SPOX: Im Freiwasserschwimmen ist nur die Zehn-Kilometer-Strecke bei Olympia vertreten. Beim ersten Wettbewerb 2008 in Peking holten Sie Bronze, in London 2012 Silber. Das müsste dann eigentlich Gold in Rio 2016 bedeuten, oder?

Lurz: Das würde ich sofort unterschreiben. Das ist die einzige Medaille, die in meiner Sammlung noch fehlt. Aber ich habe immer gesagt, dass ich mich noch nicht festlege. Die EM will ich schon noch abwarten und dann überlegen, ob ich Rio noch in Angriff nehme oder nicht. Es sieht auf jeden Fall nicht schlecht aus, also die Tendenz geht zu einem Start bei Olympia. Aber das ist noch kein definitives Ja.

SPOX: Was spricht denn gegen einen Start in Rio?

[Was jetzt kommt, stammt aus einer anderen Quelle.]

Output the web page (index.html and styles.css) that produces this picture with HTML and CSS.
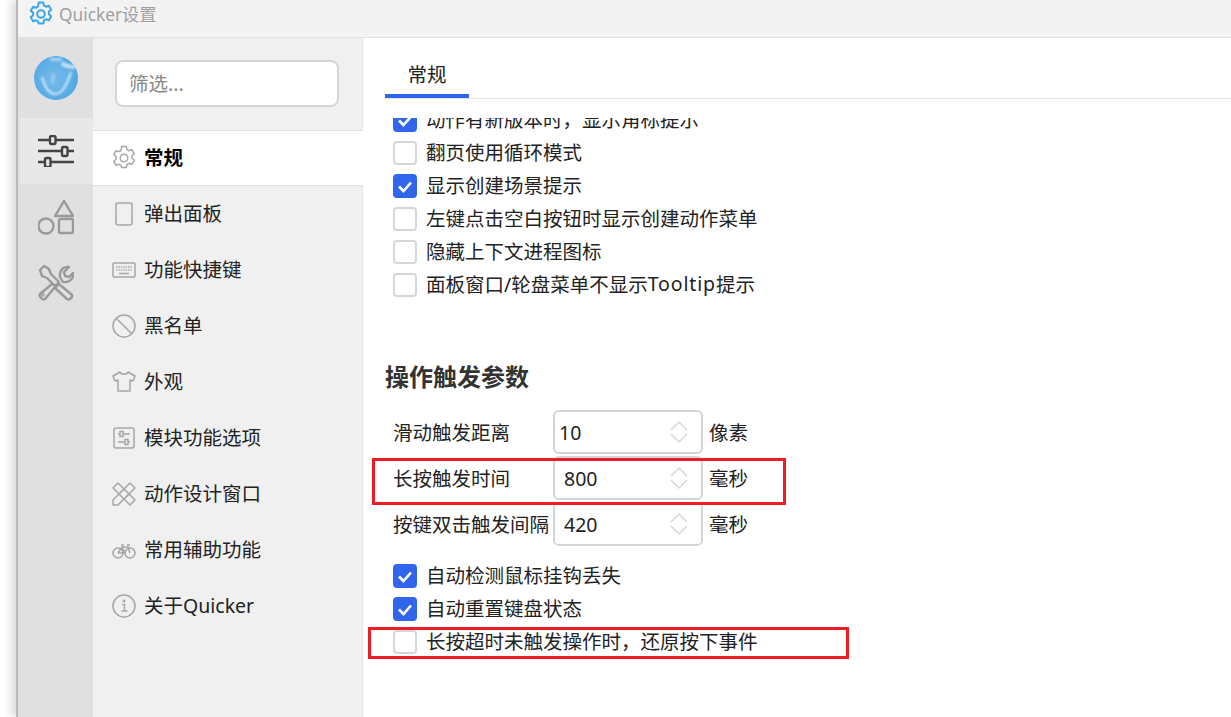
FILE: index.html
```html
<!DOCTYPE html>
<html lang="zh">
<head>
<meta charset="utf-8">
<title>Quicker设置</title>
<link rel="stylesheet" href="styles.css">
</head>
<body>
<svg class="defs" width="0" height="0">
  <defs>
    <g id="gear">
      <path d="M9.700 1.500h4.600l.7 3.100 1.900 1.100 3-1 2.300 4-2.300 2.100v2.400l2.300 2.100-2.300 4-3-1-1.900 1.100-.7 3.100H9.700L9 20.400l-1.900-1.100-3 1-2.300-4L4.100 14.200v-2.400L1.800 9.700l2.300-4 3 1L9 5.600z" stroke-linejoin="round"/>
      <circle cx="12" cy="13" r="3.800"/>
    </g>
    <filter id="soft" x="-20%" y="-20%" width="140%" height="140%"><feGaussianBlur stdDeviation="1"/></filter>
  </defs>
</svg>
<div class="window">
  <header class="titlebar">
    <svg class="title-icon" viewBox="0 1 24 24"><use href="#gear"/></svg>
    <span class="title-text">Quicker设置</span>
  </header>
  <div class="content">
    <aside class="rail">
      <div class="avatar-cell">
        <svg class="avatar" viewBox="0 0 44 44">
          <defs>
            <radialGradient id="av" cx="45%" cy="50%" r="60%"><stop offset="0" stop-color="#78bcea"/><stop offset="1" stop-color="#4ea6e3"/></radialGradient>
            <clipPath id="avc"><circle cx="22" cy="22" r="22"/></clipPath>
          </defs>
          <circle cx="22" cy="22" r="22" fill="url(#av)"/>
          <g clip-path="url(#avc)" fill="none" stroke="#fff" filter="url(#soft)">
            <path d="M8 21c3 11 7 16 12 17 7 1 13-9 17-22" stroke-width="2.400" opacity=".65"/>
            <path d="M28 7c3 3 8 4 13 4" stroke-width="4" opacity=".65"/>
            <path d="M16 3c4 1 8 1 12 0" stroke-width="3" opacity=".5"/>
            <path d="M19 18c1 4-2 7 0 10" stroke-width="1.800" opacity=".4"/>
          </g>
        </svg>
      </div>
      <div class="rail-item rail-item-active">
        <svg class="rail-icon" viewBox="0 0 36 32" fill="none" stroke="#444" stroke-width="2.400">
          <path d="M0 5h36M0 16h36M0 27h36"/>
          <rect x="12" y="1" width="5.500" height="8" rx="1.500" fill="#e8e8e8"/>
          <rect x="24" y="12" width="5.500" height="9" rx="1.500" fill="#e8e8e8"/>
          <rect x="7" y="23" width="5.500" height="9" rx="1.500" fill="#e8e8e8"/>
        </svg>
      </div>
      <div class="rail-item">
        <svg class="rail-icon rail-icon-tall" viewBox="0 0 36 36" fill="none" stroke="#999" stroke-width="2.400">
          <path d="M26 2l9 15H17z" stroke-linejoin="round"/>
          <circle cx="8" cy="27" r="7.500"/>
          <rect x="21" y="20" width="14" height="14" rx="1.500"/>
        </svg>
      </div>
      <div class="rail-item">
        <svg class="rail-icon rail-icon-tall" viewBox="0 0 36 36" fill="none" stroke="#999" stroke-width="2.400" stroke-linejoin="round">
          <path d="M2 5l4-4 5 3 2 5 8 8-4 4-8-8-5-2z"/>
          <path d="M22 12c-1-6 3-11 9-10l-5 5 1 4 4 1 4-4c1 6-4 10-10 9z"/>
          <path d="M14 19L2 29c-2 2 3 7 5 5l10-12"/>
          <path d="M21 19l13 11c1 2-3 6-5 4L17 23z"/>
          <circle cx="5" cy="30" r=".6"/>
        </svg>
      </div>
    </aside>
    <nav class="nav">
      <div class="search-cell"><div class="search">筛选...</div></div>
      <div class="nav-item nav-item-active">
        <svg class="nav-icon" viewBox="0 1 24 24"><use href="#gear"/></svg><span>常规</span>
      </div>
      <div class="nav-item">
        <svg class="nav-icon" viewBox="0 0 24 24"><rect x="4" y="1" width="16" height="22" rx="2"/></svg><span>弹出面板</span>
      </div>
      <div class="nav-item">
        <svg class="nav-icon" viewBox="0 0 24 24"><rect x="1" y="5" width="22" height="14" rx="1"/><path d="M4 9h16M4 12h16" stroke-dasharray="1.400 1"/><path d="M7 15.500h10"/></svg><span>功能快捷键</span>
      </div>
      <div class="nav-item">
        <svg class="nav-icon" viewBox="0 0 24 24"><circle cx="12" cy="12" r="11"/><path d="M4.500 4.500l15 15"/></svg><span>黑名单</span>
      </div>
      <div class="nav-item">
        <svg class="nav-icon" viewBox="0 0 24 24"><path d="M8 2L1 6l2 5 3-1v11h12V10l3 1 2-5-7-4c-1 3-7 3-8 0z" stroke-linejoin="round"/></svg><span>外观</span>
      </div>
      <div class="nav-item">
        <svg class="nav-icon" viewBox="0 0 24 24"><rect x="2" y="2" width="20" height="20" rx="2"/><path d="M6 8h12M6 16h12"/><rect x="8" y="5.500" width="3" height="5" fill="#f0f0f0"/><rect x="13" y="13.500" width="3" height="5" fill="#f0f0f0"/></svg><span>模块功能选项</span>
      </div>
      <div class="nav-item">
        <svg class="nav-icon" viewBox="0 0 24 24"><path d="M18 1l5 5L6 23H1v-5z" stroke-linejoin="round"/><path d="M6 1L1 6l17 17 5-5z" stroke-linejoin="round"/><path d="M9 10l2-2M14 15l2-2"/></svg><span>动作设计窗口</span>
      </div>
      <div class="nav-item">
        <svg class="nav-icon" viewBox="0 0 24 24"><circle cx="6" cy="15" r="5"/><circle cx="18" cy="15" r="5"/><path d="M6 15l4-6h6l2 6M10 9l3 6H6M9 7h3M15 7h3"/></svg><span>常用辅助功能</span>
      </div>
      <div class="nav-item">
        <svg class="nav-icon" viewBox="0 0 24 24"><circle cx="12" cy="12" r="11"/><path d="M10 10.500h2.500V17M9.500 17h6"/><circle cx="12" cy="7" r=".7"/></svg><span>关于Quicker</span>
      </div>
    </nav>
    <main class="main">
      <div class="tabs"><div class="tab">常规</div></div>
      <div class="scroller">
        <div class="scroll-inner">
          <div class="check-row"><span class="box box-on"><svg viewBox="0 0 24 24"><path d="M6 12.500l4.500 4.500L18 8.500"/></svg></span>动作有新版本时，显示角标提示</div>
          <div class="check-row"><span class="box"></span>翻页使用循环模式</div>
          <div class="check-row"><span class="box box-on"><svg viewBox="0 0 24 24"><path d="M6 12.500l4.500 4.500L18 8.500"/></svg></span>显示创建场景提示</div>
          <div class="check-row"><span class="box"></span>左键点击空白按钮时显示创建动作菜单</div>
          <div class="check-row"><span class="box"></span>隐藏上下文进程图标</div>
          <div class="check-row"><span class="box"></span>面板窗口/轮盘菜单不显示<span class="latin-wide">Tooltip</span>提示</div>
          <h2 class="section-title">操作触发参数</h2>
          <div class="num-row">
            <span class="num-label">滑动触发距离</span>
            <div class="num-input num-input-tight"><span>10</span><svg class="spin" viewBox="0 0 18 30"><path d="M1 13l8-8 8 8M1 17l8 8 8-8"/></svg></div>
            <span class="num-unit">像素</span>
          </div>
          <div class="num-row">
            <span class="num-label">长按触发时间</span>
            <div class="num-input"><span>800</span><svg class="spin" viewBox="0 0 18 30"><path d="M1 13l8-8 8 8M1 17l8 8 8-8"/></svg></div>
            <span class="num-unit">毫秒</span>
          </div>
          <div class="num-row">
            <span class="num-label">按键双击触发间隔</span>
            <div class="num-input"><span>420</span><svg class="spin" viewBox="0 0 18 30"><path d="M1 13l8-8 8 8M1 17l8 8 8-8"/></svg></div>
            <span class="num-unit">毫秒</span>
          </div>
          <div class="check-group">
            <div class="check-row"><span class="box box-on"><svg viewBox="0 0 24 24"><path d="M6 12.500l4.500 4.500L18 8.500"/></svg></span>自动检测鼠标挂钩丢失</div>
            <div class="check-row"><span class="box box-on"><svg viewBox="0 0 24 24"><path d="M6 12.500l4.500 4.500L18 8.500"/></svg></span>自动重置键盘状态</div>
            <div class="check-row"><span class="box"></span>长按超时未触发操作时，还原按下事件</div>
          </div>
        </div>
      </div>
    </main>
  </div>
</div>
<div class="mark mark-a"></div>
<div class="mark mark-b"></div>
</body>
</html>
```

FILE: styles.css
```css
* { box-sizing: border-box; }
html, body { margin: 0; height: 100%; overflow: hidden; background: #fff; }
body {
  font-family: "Noto Sans", "Noto Sans CJK SC", sans-serif;
  font-size: 19.5px;
  color: #222;
  padding-left: 16px;
  position: relative;
}
.defs { position: absolute; }
.window {
  height: 717px;
  display: flex;
  flex-direction: column;
  border-left: 2px solid #b9b9b9;
  box-shadow: -5px 0 8px rgba(0, 0, 0, .14);
  background: #fff;
}
.titlebar {
  height: 38px;
  flex: none;
  background: #f3f3f3;
  border-bottom: 1px solid #e2e2e2;
  display: flex;
  align-items: flex-start;
  padding-left: 11px;
}
.title-icon { width: 24px; height: 24px; margin-top: 2px; fill: none; stroke: #3ba6ec; stroke-width: 2; overflow: visible; }
.title-text { margin-left: 6px; font-size: 17.300px; line-height: 29px; color: #a0a0a0; }
.content { flex: 1; display: flex; min-height: 0; }
.rail { width: 75px; flex: none; background: #e0e0e0; }
.avatar-cell { height: 80px; display: flex; justify-content: center; padding-top: 18px; padding-left: 1px; }
.avatar { width: 44px; height: 44px; }
.rail-item { height: 66px; display: flex; align-items: center; justify-content: center; }
.rail-item-active { background: #e8e8e8; margin-left: 2px; padding-right: 2px; }
.rail-icon { width: 36px; height: 32px; }
.rail-icon-tall { height: 36px; }
.nav {
  width: 270px;
  flex: none;
  background: #f0f0f0;
  border-right: 1px solid #e4e4e4;
}
.search-cell { height: 93px; padding: 22px 23px 0 22px; border-bottom: 1px solid #e2e2e2; }
.search {
  height: 47px;
  background: #fff;
  border: 2px solid #d2d5da;
  border-radius: 8px;
  padding-left: 12px;
  line-height: 43px;
  color: #888;
}
.nav-item { height: 56px; display: flex; align-items: center; padding-left: 19px; }
.nav-item span { padding-bottom: 4px; }
.nav-item-active {
  height: 55px;
  background: #fff;
  font-weight: 700;
  color: #000;
  border-bottom: 1px solid #e2e2e2;
  margin-right: -1px;
}
.nav-icon { width: 24px; height: 24px; margin-right: 8px; fill: none; stroke: #a6a6a6; stroke-width: 1.500; flex: none; overflow: visible; }
.main { flex: 1; min-width: 0; display: flex; flex-direction: column; padding-left: 22px; }
.tabs { height: 61px; flex: none; border-bottom: 1px solid #e2e2e2; padding-top: 21px; }
.tab { width: 84px; height: 39px; text-align: center; line-height: 32px; border-bottom: 4px solid #3166ec; color: #222; }
.scroller { height: 0; flex: 1; overflow: hidden; padding-left: 8px; margin-top: 19px; }
.scroll-inner { margin-top: -15px; }
.check-row { height: 33px; display: flex; align-items: center; white-space: pre; padding-bottom: 3px; }
.latin-wide { letter-spacing: .85px; }
.box {
  width: 24px;
  height: 24px;
  margin-top: 3px;
  margin-right: 9px;
  flex: none;
  border: 2px solid #d4d7dc;
  border-radius: 4px;
  background: #fff;
}
.box-on { background: #3166ec; border-color: #3166ec; }
.box svg { display: block; width: 24px; height: 24px; margin: -2px; fill: none; stroke: #fff; stroke-width: 2.600; }
.section-title { margin: 60px 0 0 -8px; height: 32px; font-size: 24px; line-height: 32px; font-weight: 700; color: #333; }
.num-row { height: 46px; display: flex; align-items: center; }
.section-title + .num-row { margin-top: 15px; }
.num-label { width: 160px; white-space: nowrap; flex: none; }
.num-input {
  width: 150px;
  height: 44px;
  margin-top: 2px;
  border: 2px solid #d2d5da;
  border-radius: 6px;
  display: flex;
  align-items: center;
  justify-content: space-between;
  padding: 0 13px 0 9px;
  flex: none;
}
.num-input-tight { padding-left: 4px; }
.spin { width: 18px; height: 30px; fill: none; stroke: #d4d7dc; stroke-width: 1.500; }
.num-unit { margin-left: 6px; }
.check-group { margin-top: 13px; }
.mark { position: absolute; border: 3px solid #ee1c25; pointer-events: none; }
.mark-a { left: 372px; top: 458px; width: 414px; height: 47px; }
.mark-b { left: 368px; top: 627px; width: 481px; height: 32px; }
```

Lurz: Mein Ziel ist es natürlich, noch mal eine Olympische Medaille zu gewinnen und ich würde dort ja nicht ohne Ambitionen hinfahren. Wenn ich über die zehn Kilometer Olympiasieger werden will, müsste ich in den nächsten zwei Jahren gut und gerne 8.000 Trainingskilometer abreißen. Das bedeutet schon ordentlich Arbeit - und zwar 365 Tage im Jahr. In dieser Zeit muss man alles dem Ziel unterordnen, aber es wäre auch eine tolle Herausforderung.